Dataset excerpt:
################

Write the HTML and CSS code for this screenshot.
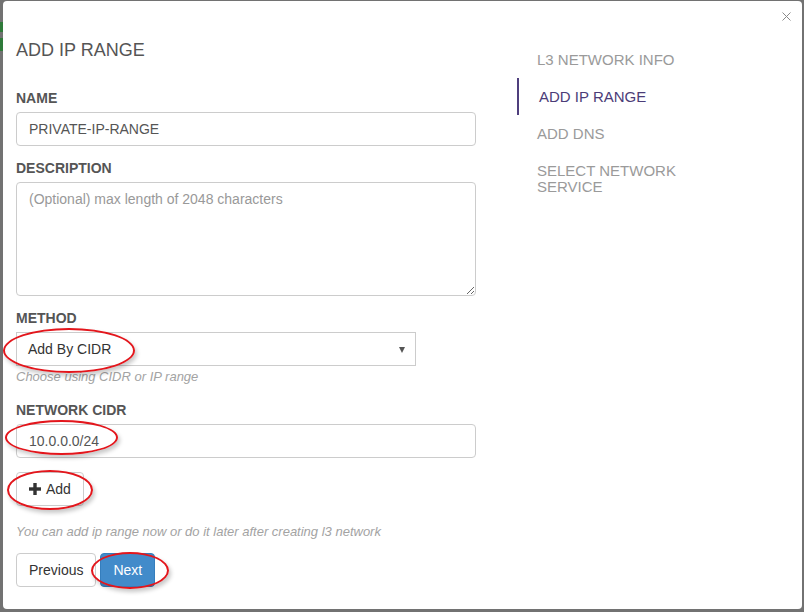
FILE: index.html
```html
<!DOCTYPE html>
<html>
<head>
<meta charset="utf-8">
<link rel="stylesheet" href="styles.css">
</head>
<body>
<div class="modal">
  <svg class="close" width="9" height="9" viewBox="0 0 9 9"><path d="M0.5 0.5L8.5 8.5M8.5 0.5L0.5 8.5" stroke="#8a8a8a" stroke-width="1"/></svg>
  <div class="main">
    <h2 class="title">ADD IP RANGE</h2>
    <div class="fg">
      <label>NAME</label>
      <input class="control" type="text" value="PRIVATE-IP-RANGE">
    </div>
    <div class="fg">
      <label>DESCRIPTION</label>
      <textarea class="control area" placeholder="(Optional) max length of 2048 characters"></textarea>
    </div>
    <div class="fg">
      <label>METHOD</label>
      <div class="mark">
        <div class="select"><span>Add By CIDR</span><span class="caret"></span></div>
        <span class="ring ring-select"></span>
      </div>
      <p class="help help1">Choose using CIDR or IP range</p>
    </div>
    <div class="fg">
      <label>NETWORK CIDR</label>
      <div class="mark">
        <input class="control" type="text" value="10.0.0.0/24">
        <span class="ring ring-cidr"></span>
      </div>
    </div>
    <div class="add-row">
      <div class="mark mark-inline">
        <button class="btn btn-add"><svg width="12" height="12" viewBox="0 0 12 12"><rect x="4.3" y="0" width="3.4" height="12" fill="#333"/><rect x="0" y="4.3" width="12" height="3.4" fill="#333"/></svg>Add</button>
        <span class="ring ring-add"></span>
      </div>
    </div>
    <p class="help help2">You can add ip range now or do it later after creating l3 network</p>
    <div class="actions">
      <button class="btn">Previous</button>
      <div class="mark mark-inline">
        <button class="btn btn-primary">Next</button>
        <span class="ring ring-next"></span>
      </div>
    </div>
  </div>
  <ul class="nav">
    <li>L3 NETWORK INFO</li>
    <li class="active">ADD IP RANGE</li>
    <li>ADD DNS</li>
    <li>SELECT NETWORK SERVICE</li>
  </ul>
</div>
</body>
</html>
```

FILE: styles.css
```css
html, body {
  margin: 0;
  height: 100%;
}
body {
  background: linear-gradient(#2f7a3a, #2f7a3a) 0 22px / 3px 10px no-repeat,
              linear-gradient(#2f7a3a, #2f7a3a) 0 38px / 3px 13px no-repeat,
              #727272;
  padding: 1px 0 0 3px;
  box-sizing: border-box;
  font-family: "Liberation Sans", Arial, sans-serif;
  overflow: hidden;
}
.modal {
  position: relative;
  width: 799px;
  height: 608px;
  background: #fff;
  border-radius: 4px;
  display: flex;
  box-sizing: border-box;
}
.close {
  position: absolute;
  top: 11px;
  right: 11px;
}
.main {
  flex: 0 0 460px;
  margin-left: 13px;
  padding-top: 39px;
}
.title {
  margin: 0 0 28px;
  font-size: 18px;
  line-height: 20px;
  font-weight: normal;
  color: #555;
}
.fg {
  margin-bottom: 12px;
}
label {
  display: block;
  font-size: 14px;
  font-weight: bold;
  line-height: 20px;
  color: #555;
  margin-bottom: 4px;
}
.control {
  display: block;
  width: 100%;
  height: 34px;
  box-sizing: border-box;
  border: 1px solid #ccc;
  border-radius: 4px;
  padding: 6px 12px;
  font-family: "Liberation Sans", Arial, sans-serif;
  font-size: 14px;
  line-height: 20px;
  color: #555;
  background: #fff;
  margin: 0;
  outline: none;
}
.area {
  height: 114px;
  resize: vertical;
}
.area::placeholder {
  color: #999;
}
.mark {
  position: relative;
}
.mark-inline {
  display: inline-block;
}
.select {
  width: 400px;
  height: 34px;
  box-sizing: border-box;
  border: 1px solid #ccc;
  padding: 0 10px 0 11px;
  display: flex;
  align-items: center;
  justify-content: space-between;
  font-size: 14px;
  color: #333;
}
.caret {
  width: 0;
  height: 0;
  border-left: 3.5px solid transparent;
  border-right: 3.5px solid transparent;
  border-top: 6px solid #555;
  margin-top: 1px;
}
.help {
  font-size: 13px;
  line-height: 19px;
  font-style: italic;
  color: #a3a3a3;
}
.help1 {
  margin: 1px 0 0;
  padding-bottom: 2px;
}
.help2 {
  margin: 16px 0 12px;
}
.add-row {
  margin-top: 14px;
}
.btn {
  height: 34px;
  box-sizing: border-box;
  border: 1px solid #ccc;
  border-radius: 4px;
  background: #fff;
  padding: 0 12px;
  font-family: "Liberation Sans", Arial, sans-serif;
  font-size: 14px;
  color: #333;
  margin: 0;
  vertical-align: top;
}
.btn-add {
  display: inline-flex;
  align-items: center;
  gap: 5px;
}
.btn-primary {
  background: #428bca;
  border-color: #357ebd;
  color: #fff;
}
.actions {
  display: flex;
  gap: 4px;
}
.ring {
  position: absolute;
  box-sizing: border-box;
  border: 2px solid #e3161c;
  border-radius: 50%;
  box-shadow: 2px 3px 4px rgba(0, 0, 0, 0.22);
  pointer-events: none;
}
.ring-select {
  left: -13px;
  top: -4px;
  width: 132px;
  height: 45px;
}
.ring-cidr {
  left: -11px;
  top: -4px;
  width: 113px;
  height: 35px;
}
.ring-add {
  left: -9px;
  top: -2px;
  width: 86px;
  height: 40px;
}
.ring-next {
  left: -9px;
  top: -1px;
  width: 78px;
  height: 37px;
}
.nav {
  list-style: none;
  margin: 40px 0 0 41px;
  padding: 0;
  width: 180px;
  align-self: flex-start;
}
.nav li {
  padding: 10.5px 20px;
  font-size: 15px;
  line-height: 16px;
  color: #9a9a9a;
}
.nav li.active {
  border-left: 2px solid #4f3f7d;
  color: #4b3c78;
}
```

################

Task requirements: With the pictures left out, transcribe the material exactly.

Expected answer:
Write the HTML and CSS code for this screenshot.
FILE: index.html
```html
<!DOCTYPE html>
<html>
<head>
<meta charset="utf-8">
<link rel="stylesheet" href="styles.css">
</head>
<body>
<div class="modal">
  <svg class="close" width="9" height="9" viewBox="0 0 9 9"><path d="M0.5 0.5L8.5 8.5M8.5 0.5L0.5 8.5" stroke="#8a8a8a" stroke-width="1"/></svg>
  <div class="main">
    <h2 class="title">ADD IP RANGE</h2>
    <div class="fg">
      <label>NAME</label>
      <input class="control" type="text" value="PRIVATE-IP-RANGE">
    </div>
    <div class="fg">
      <label>DESCRIPTION</label>
      <textarea class="control area" placeholder="(Optional) max length of 2048 characters"></textarea>
    </div>
    <div class="fg">
      <label>METHOD</label>
      <div class="mark">
        <div class="select"><span>Add By CIDR</span><span class="caret"></span></div>
        <span class="ring ring-select"></span>
      </div>
      <p class="help help1">Choose using CIDR or IP range</p>
    </div>
    <div class="fg">
      <label>NETWORK CIDR</label>
      <div class="mark">
        <input class="control" type="text" value="10.0.0.0/24">
        <span class="ring ring-cidr"></span>
      </div>
    </div>
    <div class="add-row">
      <div class="mark mark-inline">
        <button class="btn btn-add"><svg width="12" height="12" viewBox="0 0 12 12"><rect x="4.3" y="0" width="3.4" height="12" fill="#333"/><rect x="0" y="4.3" width="12" height="3.4" fill="#333"/></svg>Add</button>
        <span class="ring ring-add"></span>
      </div>
    </div>
    <p class="help help2">You can add ip range now or do it later after creating l3 network</p>
    <div class="actions">
      <button class="btn">Previous</button>
      <div class="mark mark-inline">
        <button class="btn btn-primary">Next</button>
        <span class="ring ring-next"></span>
      </div>
    </div>
  </div>
  <ul class="nav">
    <li>L3 NETWORK INFO</li>
    <li class="active">ADD IP RANGE</li>
    <li>ADD DNS</li>
    <li>SELECT NETWORK SERVICE</li>
  </ul>
</div>
</body>
</html>
```

FILE: styles.css
```css
html, body {
  margin: 0;
  height: 100%;
}
body {
  background: linear-gradient(#2f7a3a, #2f7a3a) 0 22px / 3px 10px no-repeat,
              linear-gradient(#2f7a3a, #2f7a3a) 0 38px / 3px 13px no-repeat,
              #727272;
  padding: 1px 0 0 3px;
  box-sizing: border-box;
  font-family: "Liberation Sans", Arial, sans-serif;
  overflow: hidden;
}
.modal {
  position: relative;
  width: 799px;
  height: 608px;
  background: #fff;
  border-radius: 4px;
  display: flex;
  box-sizing: border-box;
}
.close {
  position: absolute;
  top: 11px;
  right: 11px;
}
.main {
  flex: 0 0 460px;
  margin-left: 13px;
  padding-top: 39px;
}
.title {
  margin: 0 0 28px;
  font-size: 18px;
  line-height: 20px;
  font-weight: normal;
  color: #555;
}
.fg {
  margin-bottom: 12px;
}
label {
  display: block;
  font-size: 14px;
  font-weight: bold;
  line-height: 20px;
  color: #555;
  margin-bottom: 4px;
}
.control {
  display: block;
  width: 100%;
  height: 34px;
  box-sizing: border-box;
  border: 1px solid #ccc;
  border-radius: 4px;
  padding: 6px 12px;
  font-family: "Liberation Sans", Arial, sans-serif;
  font-size: 14px;
  line-height: 20px;
  color: #555;
  background: #fff;
  margin: 0;
  outline: none;
}
.area {
  height: 114px;
  resize: vertical;
}
.area::placeholder {
  color: #999;
}
.mark {
  position: relative;
}
.mark-inline {
  display: inline-block;
}
.select {
  width: 400px;
  height: 34px;
  box-sizing: border-box;
  border: 1px solid #ccc;
  padding: 0 10px 0 11px;
  display: flex;
  align-items: center;
  justify-content: space-between;
  font-size: 14px;
  color: #333;
}
.caret {
  width: 0;
  height: 0;
  border-left: 3.5px solid transparent;
  border-right: 3.5px solid transparent;
  border-top: 6px solid #555;
  margin-top: 1px;
}
.help {
  font-size: 13px;
  line-height: 19px;
  font-style: italic;
  color: #a3a3a3;
}
.help1 {
  margin: 1px 0 0;
  padding-bottom: 2px;
}
.help2 {
  margin: 16px 0 12px;
}
.add-row {
  margin-top: 14px;
}
.btn {
  height: 34px;
  box-sizing: border-box;
  border: 1px solid #ccc;
  border-radius: 4px;
  background: #fff;
  padding: 0 12px;
  font-family: "Liberation Sans", Arial, sans-serif;
  font-size: 14px;
  color: #333;
  margin: 0;
  vertical-align: top;
}
.btn-add {
  display: inline-flex;
  align-items: center;
  gap: 5px;
}
.btn-primary {
  background: #428bca;
  border-color: #357ebd;
  color: #fff;
}
.actions {
  display: flex;
  gap: 4px;
}
.ring {
  position: absolute;
  box-sizing: border-box;
  border: 2px solid #e3161c;
  border-radius: 50%;
  box-shadow: 2px 3px 4px rgba(0, 0, 0, 0.22);
  pointer-events: none;
}
.ring-select {
  left: -13px;
  top: -4px;
  width: 132px;
  height: 45px;
}
.ring-cidr {
  left: -11px;
  top: -4px;
  width: 113px;
  height: 35px;
}
.ring-add {
  left: -9px;
  top: -2px;
  width: 86px;
  height: 40px;
}
.ring-next {
  left: -9px;
  top: -1px;
  width: 78px;
  height: 37px;
}
.nav {
  list-style: none;
  margin: 40px 0 0 41px;
  padding: 0;
  width: 180px;
  align-self: flex-start;
}
.nav li {
  padding: 10.5px 20px;
  font-size: 15px;
  line-height: 16px;
  color: #9a9a9a;
}
.nav li.active {
  border-left: 2px solid #4f3f7d;
  color: #4b3c78;
}
```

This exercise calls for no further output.